HELPING BIOTECHNOLOGY COMPANIES PROVE THEIR IDEAS' WORTH

February 11, 1991|By Timothy J. Mullaney

The facility may also help attract new biotech companies to Maryland, or convince young companies to move here as they begin to prepare for commercialization, backers hope.

"I think it definitely could be used as a marketing strategy," said V. M. "Vic" Esposito, chief executive of Theracel Corp. in Bethesda. "It will also show the commitment of the state to the industry."

The plan calls for the facility to have three isolated suites that separate companies can rent to make their products, as well as equipment that will allow the manufacturing process to meet the FDA's strict quality-control standards. Clients could bring in their own scientists and manufacturing staff to design and execute manufacturing processes, but the center would also have a technical staff available for companies that need the help.

"If you look at the start-up companies, they're started by scientists or businessmen," Mr. Esposito said, and the businessmen are usually former venture capitalists or other finance specialists. "Very rarely do they have any manufacturing expertise."

Mr. Chmura said the facility will be at the Baltimore end of the corridor because that is where land values dictate that most of the local biotech industry's manufacturing capability will eventually have to go.

"Being realistic, as a company expands and needs a larger facility, the Montgomery County real estate market isn't where they want to be," Mr.
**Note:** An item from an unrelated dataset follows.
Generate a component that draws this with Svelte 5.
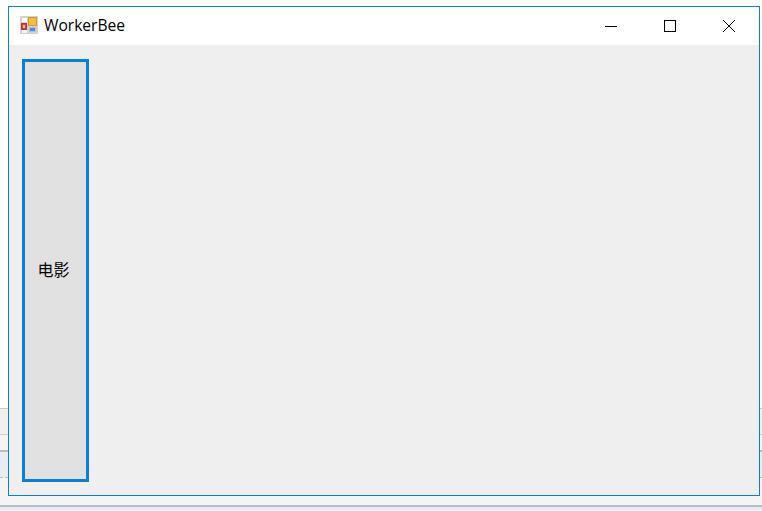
<script>
  const stripes = ['s1', 's2', 's3', 's4', 's5', 's6'];
</script>

<div class="screen">
  <div class="backdrop">
    <div class="gutter">
      {#each stripes as s}
        <div class={s}></div>
      {/each}
    </div>
  </div>
  <div class="window">
    <header class="titlebar">
      <svg class="appicon" width="18" height="18" viewBox="0 0 18 18">
        <rect width="18" height="18" fill="#d2d2d2" />
        <rect x="2" y="2" width="5" height="4" fill="#fff" />
        <rect x="2" y="13" width="5" height="4" fill="#f6f6f6" />
        <rect x="8.5" y="1.5" width="8" height="8" fill="#f5bd3c" stroke="#d59a22" />
        <rect x="1.5" y="7.5" width="5" height="6" fill="#d8423a" stroke="#a83a34" />
        <rect x="3" y="9" width="2" height="3" fill="#efb8a8" />
        <rect x="9.5" y="11.5" width="6" height="4" fill="#4f8ae0" stroke="#a4c2ea" />
      </svg>
      <span class="title">WorkerBee</span>
      <div class="controls">
        <button class="ctl" aria-label="Minimize">
          <svg width="14" height="14" viewBox="0 0 14 14"><path d="M1 7.5H13" stroke="#000" fill="none" /></svg>
        </button>
        <button class="ctl" aria-label="Maximize">
          <svg width="14" height="14" viewBox="0 0 14 14"><rect x="1.5" y="1.5" width="11" height="11" stroke="#000" fill="none" /></svg>
        </button>
        <button class="ctl" aria-label="Close">
          <svg width="14" height="14" viewBox="0 0 14 14"><path d="M1 1L13 13M13 1L1 13" stroke="#000" fill="none" /></svg>
        </button>
      </div>
    </header>
    <main class="client">
      <button class="movie">电影</button>
    </main>
  </div>
</div>

<style>
  :global(body) {
    margin: 0;
    background: #fff;
  }
  .screen {
    position: relative;
    width: 762px;
    height: 511px;
    overflow: hidden;
    font-family: "Liberation Sans", "Noto Sans CJK SC", sans-serif;
  }
  .backdrop {
    height: 100%;
    display: flex;
    flex-direction: column;
    justify-content: flex-end;
    background: #fff;
  }
  .gutter {
    height: 103px;
    display: flex;
    flex-direction: column;
  }
  .gutter > div {
    box-sizing: border-box;
    flex: none;
  }
  .s1 {
    height: 26px;
    background: #f0f0ee;
    border-top: 1px solid #c8c8c8;
  }
  .s2 {
    height: 16px;
    background: #f5f5f5;
    border-top: 1px solid #d0d0d0;
  }
  .s3 {
    height: 27px;
    background: #e6edf7;
    border-top: 2px solid #bcbcbc;
  }
  .s4 {
    height: 28px;
    background: #f4f4f4;
    border-top: 1px dashed #bbb;
  }
  .s5 {
    height: 2px;
    background: #bdbdbd;
  }
  .s6 {
    height: 4px;
    background: #e6edf7;
  }
  .window {
    position: absolute;
    left: 8px;
    top: 6px;
    width: 752px;
    height: 490px;
    box-sizing: border-box;
    border: 1px solid #0a7fd8;
    display: flex;
    flex-direction: column;
    background: #efefef;
  }
  .titlebar {
    height: 38px;
    flex: none;
    background: #fff;
    display: flex;
    align-items: center;
    padding-left: 11px;
  }
  .appicon {
    flex: none;
    margin-top: -2px;
  }
  .title {
    margin-left: 6px;
    margin-top: -2px;
    font-family: "Open Sans", "Noto Sans", sans-serif;
    font-size: 15.6px;
    color: #000;
  }
  .controls {
    margin-left: auto;
    display: flex;
    margin-right: 1px;
  }
  .ctl {
    width: 59px;
    height: 38px;
    padding: 0;
    border: 0;
    background: none;
    display: flex;
    align-items: center;
    justify-content: center;
  }
  .client {
    flex: 1;
    padding: 14px 0 13px 13px;
    display: flex;
  }
  .movie {
    width: 67px;
    box-sizing: border-box;
    border: 3px solid #0a7fd8;
    background: #e1e1e1;
    padding: 0 4px 4px 0;
    font-family: "Noto Sans CJK SC", sans-serif;
    font-size: 16px;
    color: #000;
  }
</style>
Chmura said. "The manufacturing is more likely to be in Baltimore" because of the area's land availability, concentration of university medicine and science programs, and the Baltimore area's supply of programs to train medical technicians critical to biotech manufacturing.

The study estimates that 10 to 12 companies a year would use the facility; most would be from Maryland, and Mr. Chmura said out-of-state companies will probably be charged higher rates to use it.

The rates will be about $3,000 to $5,000 a day, according to the business plan. The companies' average stay is expected to be about three months. Cheap it's not, but it's not the $2 million Mr. Stagnaro needed either.

The study estimates that as many as 40 to 50 companies would want to use the facility over the next five years, largely driven by the lack of real alternatives.

Gov. William Donald Schaefer put $2 million in the state's capital budget this year to pay for design work on the bioprocessing center, which will be located either at the University of Maryland Baltimore County in Catonsville or at Dome Corp.'s Bayview Research Campus in East Baltimore.

The business plan calls for the state to pay all the $17 million cost of actually building the project, and says federal grants and private investment will also be needed for $5 million in start-up costs, but Ms. Cromwell said rents from the tenants will let the facility break even on an operating basis by its second year.